Steve the "conversation" as such is all and none of these conversations. It is kind of like the main feed of twitter, it is a conversation, but a conversation made up of many smaller conversations. Or in other words the conversation is as a whole what everyone is saying about your business.
As such only some of this conversation you are going to hear or read, and a smaller portion actually have any input in. This is also where i disagree with you Phanio, while i do agree that listening is a very important role for anyone in business to play, i do not think that you should let your customers redefine your identity. If i was to listen to my customers in this way, my business identity would be redefined from a provider of quality products and services, to Mr. Crazy Low price Computers. If i listened and acted on what i hear, i would be selling everything under cost, and providing services for nothing because i sold the product and should show them how to read the user manual. This may be an extreme, but it is essentially what i would be leaving open to happen. So as it happens to maintain a profitable business, you do have to ignore some of the conversation about your business, or the industry you are in, in general.

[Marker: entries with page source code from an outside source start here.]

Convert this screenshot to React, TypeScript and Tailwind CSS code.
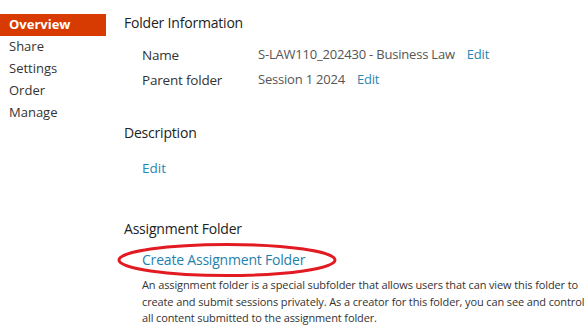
import React from 'react';

const navItems = ['Overview', 'Share', 'Settings', 'Order', 'Manage'];

const font = { fontFamily: '"Open Sans", "Noto Sans", sans-serif' };

const App: React.FC = () => {
  return (
    <div className="flex w-[586px] h-[327px] bg-white text-[#333] overflow-hidden" style={font}>
      {/* Sidebar */}
      <nav className="w-[106px] shrink-0 pt-[14px] flex flex-col">
        {navItems.map((item, i) => (
          <div
            key={item}
            className={
              i === 0
                ? 'h-[22px] pl-[9px] flex items-center bg-[#d83b01] text-white font-bold text-[13px]'
                : 'h-[22px] pl-[9px] flex items-center text-[13px] text-[#333]'
            }
          >
            {item}
          </div>
        ))}
      </nav>

      {/* Main */}
      <main className="flex-1 pl-[18px] pt-[12px]">
        <h2 className="text-[14px] tracking-[-0.2px] text-[#222] leading-[22px]">Folder Information</h2>
        <div className="pl-[18px] mt-[10px] flex flex-col gap-[3px] text-[13.5px] tracking-[-0.2px]">
          <div className="flex items-center h-[22px]">
            <span className="w-[116px] text-[#333]">Name</span>
            <span className="text-[13px] text-[#555]">S-LAW110_202430 - Business Law</span>
            <a className="ml-[12px] text-[13px] text-[#2a87b0]">Edit</a>
          </div>
          <div className="flex items-center h-[22px]">
            <span className="w-[116px] text-[#333]">Parent folder</span>
            <span className="text-[13px] text-[#555]">Session 1 2024</span>
            <a className="ml-[12px] text-[13px] text-[#2a87b0]">Edit</a>
          </div>
        </div>

        <h2 className="mt-[31px] text-[14px] tracking-[-0.2px] text-[#222] leading-[22px]">Description</h2>
        <a className="block pl-[18px] mt-[13px] text-[13.5px] text-[#2a87b0] leading-[22px]">Edit</a>

        <h2 className="mt-[39px] text-[14px] tracking-[-0.2px] text-[#222] leading-[22px]">Assignment Folder</h2>
        <div className="relative pl-[18px] mt-[8px] leading-[22px]">
          <a className="text-[14px] tracking-[-0.2px] text-[#1f7fae]">Create Assignment Folder</a>
          <svg
            className="absolute left-[-7px] top-[-6px] pointer-events-none"
            width="220"
            height="36"
            viewBox="0 0 220 36"
          >
            <ellipse cx="110" cy="18" rx="108" ry="15.5" fill="none" stroke="#e21b23" strokeWidth="3" />
          </svg>
        </div>
        <p className="pl-[18px] mt-[6px] text-[11px] tracking-[-0.12px] leading-[16.5px] text-[#333] whitespace-nowrap">
          An assignment folder is a special subfolder that allows users that can view this folder to
          <br />
          create and submit sessions privately. As a creator for this folder, you can see and control
          <br />
          all content submitted to the assignment folder.
        </p>
      </main>
    </div>
  );
};

export default App;
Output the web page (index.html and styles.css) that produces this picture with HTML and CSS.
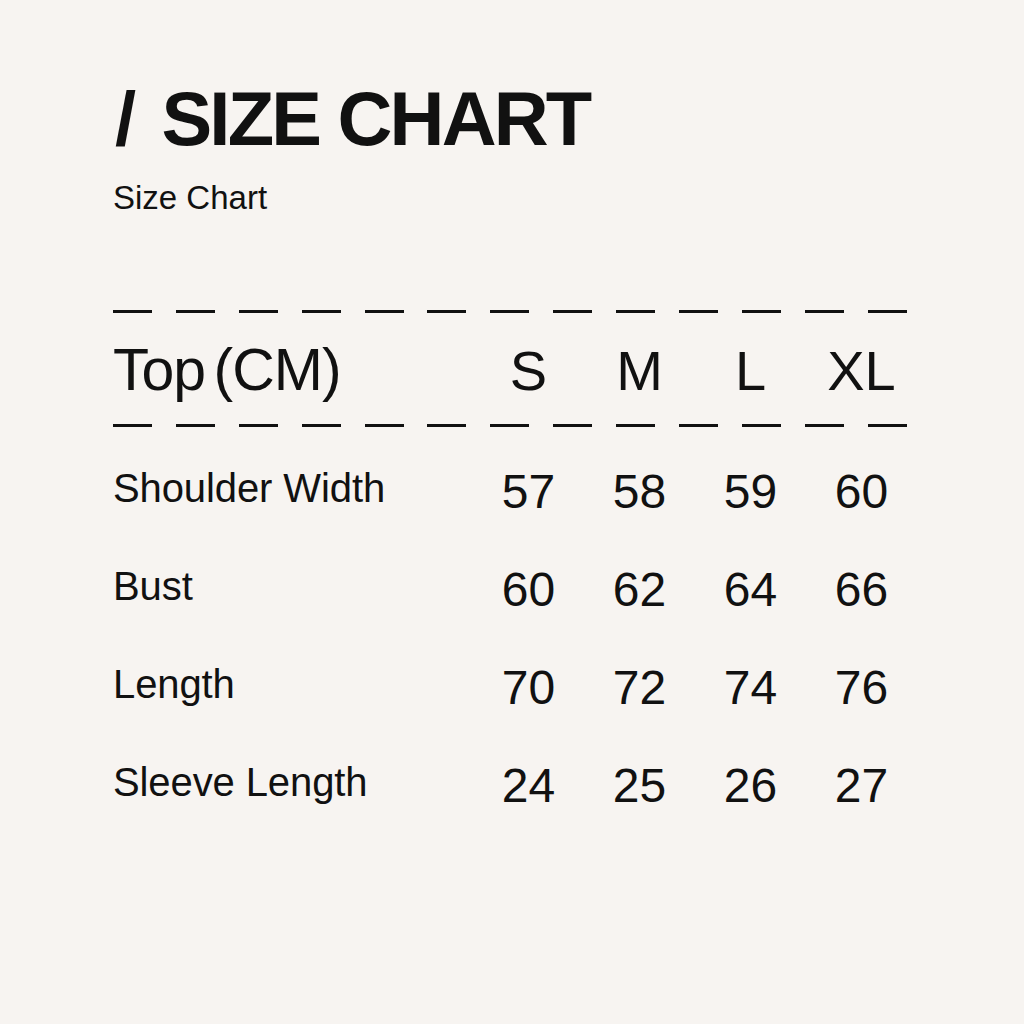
FILE: index.html
```html
<!DOCTYPE html>
<html lang="en">
<head>
<meta charset="utf-8">
<title>Size Chart</title>
<link rel="stylesheet" href="styles.css">
</head>
<body>
<main class="page">
  <h1 class="title"><span class="slash">/</span> SIZE CHART</h1>
  <p class="subtitle">Size Chart</p>

  <div class="dashes dashes-top"></div>
  <div class="row head">
    <div class="label">Top<span class="sp"> </span>(CM)</div>
    <div class="cell">S</div>
    <div class="cell">M</div>
    <div class="cell">L</div>
    <div class="cell">XL</div>
  </div>
  <div class="dashes dashes-bottom"></div>

  <div class="rows">
    <div class="row body">
      <div class="label">Shoulder Width</div>
      <div class="cell">57</div><div class="cell">58</div><div class="cell">59</div><div class="cell">60</div>
    </div>
    <div class="row body">
      <div class="label">Bust</div>
      <div class="cell">60</div><div class="cell">62</div><div class="cell">64</div><div class="cell">66</div>
    </div>
    <div class="row body">
      <div class="label">Length</div>
      <div class="cell">70</div><div class="cell">72</div><div class="cell">74</div><div class="cell">76</div>
    </div>
    <div class="row body">
      <div class="label">Sleeve Length</div>
      <div class="cell">24</div><div class="cell">25</div><div class="cell">26</div><div class="cell">27</div>
    </div>
  </div>
</main>
</body>
</html>
```

FILE: styles.css
```css
html, body {
  margin: 0;
  padding: 0;
  background: #f7f4f1;
}

body {
  width: 1024px;
  height: 1024px;
  overflow: hidden;
  color: #111111;
  font-family: "Liberation Sans", Arial, sans-serif;
}

.page {
  padding: 77px 0 0 113px;
  width: 796px;
}

.title {
  margin: 0;
  padding-top: 4px;
  height: 76px;
  font-size: 76px;
  line-height: 1;
  font-weight: 700;
  letter-spacing: -2.8px;
  margin-left: 2px;
}

.title .slash {
  letter-spacing: 7px;
}

.subtitle {
  margin: 24px 0 0 0;
  font-size: 33px;
  line-height: 1;
  letter-spacing: 0;
}

.dashes {
  height: 3px;
  width: 797px;
  background: repeating-linear-gradient(90deg, #111111 0 39px, transparent 39px 62.9px);
}

.dashes-top {
  margin-top: 96px;
}

.dashes-bottom {
  margin-top: 24px;
}

.row {
  display: grid;
  grid-template-columns: 360px 111px 111px 111px 111px;
  align-items: start;
}

.head {
  margin-top: 30px;
  font-size: 56px;
  line-height: 1;
}

.head .label {
  font-size: 59px;
  letter-spacing: -1px;
  margin-top: -2px;
}

.head .sp {
  letter-spacing: -8px;
}

.head .cell {
  text-align: center;
}

.rows {
  margin-top: 41px;
}

.body {
  height: 98px;
}

.body .label {
  font-size: 40px;
  line-height: 1;
  letter-spacing: -0.1px;
}

.body .cell {
  font-size: 48px;
  line-height: 1;
  text-align: center;
}
```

While it may be true to some extent that unless you give the customer what they want you wont have any customers. You cannot blindly walk into giving the customer what they want without considering the impact on your own business. So if you do listen and provide in explicitly, you may actually have no business to build an identity around because you have gone broke.
Where i am starting to see this is coming to its own is in the fact that you need to have a balance, between giving information to build the conversation, and then listening to the conversation and taking what you need from it.